Grilled Pineapple Salad with Avocado and Mojito Dressing
Serves: 6
  • ¼ whole large pineapple, outer rind and core removed and sliced in half lengthwise
  • 1 Tablespoon unrefined coconut oil, melted
  • sea salt and freshly ground black pepper to taste
  • For the dressing:
  • ½ cup fresh mint leaves
  • 1 clove garlic, minced
  • ¼ cup diced red onion
  • 3 Tablespoons freshly squeezed lime juice
  • 1 teaspoon raw honey
  • ¾ teaspoon sea salt
  • a few grinds freshly ground black pepper
  • 6-7 Tablespoons unrefined, cold-pressed extra-virgin olive oil
  • 10 cups torn Butter lettuce or Romaine lettuce, about 1 head
  • 3 large handfuls watercress
  • ⅓ cup sliced red onion, soaked in ice water for 10 minutes to cut the harshness, drained and patted dry
  • 2 small avocados, sliced
  • ¾ cup plantain chips, crushed (optional)

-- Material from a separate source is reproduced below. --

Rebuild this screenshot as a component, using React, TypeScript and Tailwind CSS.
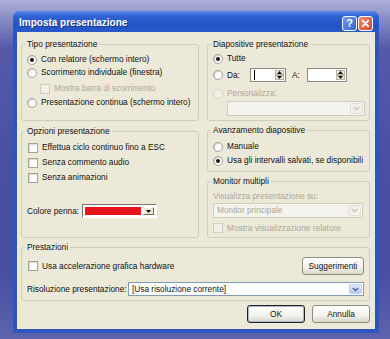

  1. Heat a grill to medium heat. Brush both sides of the pineapple slabs with coconut oil and sprinkle with salt and pepper. Grill for a few minutes on each side until you have nice char marks. Let cool and chop into bite size pieces.
  2. To prepare the dressing: place the mint leaves, garlic, diced onions, lime juice, honey, salt and pepper in a blender or food processor. Begin to blend and with the motor running, adding the olive oil in a slow stream. Taste for seasoning.
  3. Add the romaine and watercress to a bowl or serving platter and drizzle with some of the dressing. Toss to coat. Top with pineapple, red onion, avocado slices and crushed plantain chips. Drizzle with a little more dressing and serve. Take care not to overdress the salad.